За это он дорого заплатил. Тому хороший пример — стихотворение “In the moonlight” (“В лунном свете”), написанное через пару лет после “Стихов 1912–13 гг.”, но в каком-то смысле имеющее к ним непосредственное отношение, если не тематически, то в силу психологического вектора.

“О lonely workman, standing there

In a dream, why do you stare and stare

At her grave, as no other grave there were?

If your great gaunt eyes so importune

Her soul by the shine of this corpse-cold moon

Maybe you'll raise her phantom soon!”

“Why, fool, it is what I would rather see

Than all the living folk there be;

But alas, there is no such joy for me!”

“Ah — she was one you loved, no doubt,

Through good and evil, through rain and drought,

And when she passed, all your sun went out?”

“Nay: she was the woman I did not love,

Whom all the others were ranked above,

Whom during her life I thought nothing of”.

“О, одинокий труженик, стоящий там

В задумчивости, отчего ты неотрывно смотришь

На ее могилу, как будто нет вокруг других могил?

Если мрачным взглядом ты будешь тревожить

Ее душу при свете трупно-холодной луны,

Ты можешь вскоре вызвать ее призрак!”

“ Что ж, глупец! Я с большей радостью его увижу,

Чем всех живых людей на свете;

Но нет, увы, такого счастья мне!”

“Ну да, конечно, ты ее любил,

В радости и в горе, в дожди и в сушь,

И когда ее не стало, для тебя погасло солнце?”

“Нет. Я не любил эту женщину,

И всех других я ценил выше,

И когда она жила, я ни во что ее не ставил”.

Как в очень многих стихах Гарди, здесь различим отзвук народной баллады — в использовании диалога и в оттенке социального комментария. Если рассматривать стихотворение в контексте современной ему поэтической речи, то пародийно-романтическое начало и монотонный лапидарный ритм трехстиший (не говоря уже о заглавии) позволяют усмотреть в нем полемическую ноту.

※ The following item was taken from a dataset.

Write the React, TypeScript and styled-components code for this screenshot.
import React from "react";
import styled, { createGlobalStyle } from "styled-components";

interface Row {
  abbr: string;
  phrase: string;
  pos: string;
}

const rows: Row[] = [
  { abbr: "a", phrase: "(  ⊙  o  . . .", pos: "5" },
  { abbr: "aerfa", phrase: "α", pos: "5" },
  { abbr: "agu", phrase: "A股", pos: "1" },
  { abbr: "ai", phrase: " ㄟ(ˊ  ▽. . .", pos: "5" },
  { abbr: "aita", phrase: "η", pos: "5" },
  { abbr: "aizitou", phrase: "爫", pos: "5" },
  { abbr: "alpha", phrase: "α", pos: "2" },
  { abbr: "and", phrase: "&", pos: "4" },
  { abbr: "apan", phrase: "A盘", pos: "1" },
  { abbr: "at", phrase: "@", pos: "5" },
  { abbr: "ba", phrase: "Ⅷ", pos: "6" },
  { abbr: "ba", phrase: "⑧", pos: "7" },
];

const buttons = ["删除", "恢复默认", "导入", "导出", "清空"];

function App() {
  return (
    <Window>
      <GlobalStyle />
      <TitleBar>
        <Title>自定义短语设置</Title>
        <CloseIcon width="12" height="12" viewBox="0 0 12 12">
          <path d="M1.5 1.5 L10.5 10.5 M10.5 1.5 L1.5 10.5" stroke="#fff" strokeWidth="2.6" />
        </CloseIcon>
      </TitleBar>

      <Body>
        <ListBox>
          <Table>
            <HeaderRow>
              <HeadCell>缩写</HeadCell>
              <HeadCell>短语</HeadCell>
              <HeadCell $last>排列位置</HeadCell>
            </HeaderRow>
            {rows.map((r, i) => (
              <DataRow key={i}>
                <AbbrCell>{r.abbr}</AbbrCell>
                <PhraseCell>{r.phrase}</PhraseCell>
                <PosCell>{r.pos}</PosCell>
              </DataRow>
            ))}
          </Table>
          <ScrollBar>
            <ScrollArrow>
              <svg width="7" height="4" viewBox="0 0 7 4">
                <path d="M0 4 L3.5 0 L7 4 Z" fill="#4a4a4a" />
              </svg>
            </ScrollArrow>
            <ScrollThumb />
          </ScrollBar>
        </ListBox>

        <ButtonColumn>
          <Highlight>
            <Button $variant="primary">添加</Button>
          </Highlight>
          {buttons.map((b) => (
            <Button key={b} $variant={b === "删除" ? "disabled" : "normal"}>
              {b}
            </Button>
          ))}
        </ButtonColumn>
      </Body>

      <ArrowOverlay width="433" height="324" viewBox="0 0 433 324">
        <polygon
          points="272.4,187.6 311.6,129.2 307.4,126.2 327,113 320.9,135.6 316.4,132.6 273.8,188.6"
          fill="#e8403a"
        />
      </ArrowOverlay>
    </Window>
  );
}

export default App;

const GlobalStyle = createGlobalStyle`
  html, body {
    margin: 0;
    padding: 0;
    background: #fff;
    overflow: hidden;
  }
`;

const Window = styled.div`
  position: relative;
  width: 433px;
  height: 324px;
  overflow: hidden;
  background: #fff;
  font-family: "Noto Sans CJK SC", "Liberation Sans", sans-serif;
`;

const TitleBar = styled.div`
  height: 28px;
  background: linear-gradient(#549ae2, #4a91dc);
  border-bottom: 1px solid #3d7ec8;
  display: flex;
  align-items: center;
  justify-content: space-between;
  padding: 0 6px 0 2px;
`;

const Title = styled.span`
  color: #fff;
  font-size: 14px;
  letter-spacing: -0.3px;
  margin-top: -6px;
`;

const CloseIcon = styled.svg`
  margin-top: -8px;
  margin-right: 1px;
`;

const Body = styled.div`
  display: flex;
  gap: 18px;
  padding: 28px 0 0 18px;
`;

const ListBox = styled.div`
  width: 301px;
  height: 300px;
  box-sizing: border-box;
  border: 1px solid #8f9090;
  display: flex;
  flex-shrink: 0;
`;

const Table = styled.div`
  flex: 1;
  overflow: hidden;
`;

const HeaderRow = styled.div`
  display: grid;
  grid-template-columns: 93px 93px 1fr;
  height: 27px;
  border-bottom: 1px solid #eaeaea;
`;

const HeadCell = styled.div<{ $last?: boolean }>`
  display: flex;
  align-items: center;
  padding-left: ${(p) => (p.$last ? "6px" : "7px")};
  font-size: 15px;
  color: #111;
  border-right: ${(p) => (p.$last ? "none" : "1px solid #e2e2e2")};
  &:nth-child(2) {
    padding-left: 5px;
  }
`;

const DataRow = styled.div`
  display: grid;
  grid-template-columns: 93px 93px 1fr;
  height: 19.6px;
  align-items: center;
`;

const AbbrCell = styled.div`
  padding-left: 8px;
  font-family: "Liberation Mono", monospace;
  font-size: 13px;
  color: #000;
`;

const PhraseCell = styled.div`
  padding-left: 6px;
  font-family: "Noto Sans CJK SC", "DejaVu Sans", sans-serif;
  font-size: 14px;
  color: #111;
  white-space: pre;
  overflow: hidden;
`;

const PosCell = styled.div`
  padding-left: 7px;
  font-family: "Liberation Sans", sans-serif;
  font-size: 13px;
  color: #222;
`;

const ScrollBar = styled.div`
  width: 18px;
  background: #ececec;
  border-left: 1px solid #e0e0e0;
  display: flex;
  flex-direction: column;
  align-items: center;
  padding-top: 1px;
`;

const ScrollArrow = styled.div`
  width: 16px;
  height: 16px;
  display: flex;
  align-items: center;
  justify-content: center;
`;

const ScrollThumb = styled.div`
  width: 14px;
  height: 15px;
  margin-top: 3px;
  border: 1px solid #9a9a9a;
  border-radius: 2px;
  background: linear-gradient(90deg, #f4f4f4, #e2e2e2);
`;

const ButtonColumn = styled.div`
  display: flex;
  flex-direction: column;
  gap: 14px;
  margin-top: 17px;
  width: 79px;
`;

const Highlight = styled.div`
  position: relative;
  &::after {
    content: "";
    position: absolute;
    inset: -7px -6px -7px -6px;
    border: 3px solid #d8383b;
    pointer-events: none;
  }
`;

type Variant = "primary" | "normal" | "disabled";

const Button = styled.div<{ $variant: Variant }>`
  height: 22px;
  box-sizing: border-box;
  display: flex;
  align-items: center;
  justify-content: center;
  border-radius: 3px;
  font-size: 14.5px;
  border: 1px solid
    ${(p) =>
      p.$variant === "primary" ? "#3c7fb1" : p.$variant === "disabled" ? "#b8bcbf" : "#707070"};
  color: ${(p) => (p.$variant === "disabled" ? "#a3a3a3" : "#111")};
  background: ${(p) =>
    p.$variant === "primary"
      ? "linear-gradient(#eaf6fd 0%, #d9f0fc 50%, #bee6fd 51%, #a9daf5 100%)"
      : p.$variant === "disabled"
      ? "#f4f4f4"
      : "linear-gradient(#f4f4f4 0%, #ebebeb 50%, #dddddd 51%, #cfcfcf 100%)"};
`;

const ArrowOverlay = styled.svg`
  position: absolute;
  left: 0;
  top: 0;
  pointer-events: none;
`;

Стихотворение — очевидно, “вариация на заданную тему”, что, кстати, достаточно часто встречается в поэзии Гарди.

Оттенок социального комментария, обычно в балладе достаточно резкий, здесь несколько приглушен, хотя и не до конца. Он скорее подчинен психологическому вектору стихотворения. Наш поэт поступил чрезвычайно хитроумно, предоставив “труженику”, а не насмешливому горожанину-прохожему сообщить о тяжелом, ужасающем открытии в последней строфе. Ибо обычно измученное кризисом сознание в литературе остается привилегией образованных классов. Здесь же самое тревожное и самое трагическое признание, когда-либо сделанное в поэзии Гарди, вложено в уста неотесанного “труженика”, чуть не плебея.

И хотя синтаксис здесь достаточно четкий, размер выдержан и психологическая линия очень сильная, фактура стихотворения подрывает его интеллектуальные достоинства тройной рифмой, не оправдываемой ни сюжетом, ни, что еще хуже, собственным качеством. Короче говоря, работа умелая, но не особенно впечатляющая. Мы воспринимаем вектор стихотворения, а не его мишень. Но если говорить о правде человеческой души, возможно, достаточно и этого вектора. Легко представить себе, что именно это и говорил себе поэт в данном и во многих других случаях. Ибо пристальный взгляд на худшее делает человека слепым в отношении собственной внешности.

VIII

К счастью, Гарди прожил достаточно долгую жизнь, чтобы не попасть в ловушку собственных достижений и неудач. Поэтому мы можем сосредоточиться на его достижениях — может быть, отмечая попутно их человечность, а если угодно, то и без этого. Вот одно из них — стихотворение “После меня” (“Afterwards”). Написано оно было году в 1917-м, когда множество людей по всему свету стремились друг друга укокошить и когда нашему поэту было семьдесят семь лет.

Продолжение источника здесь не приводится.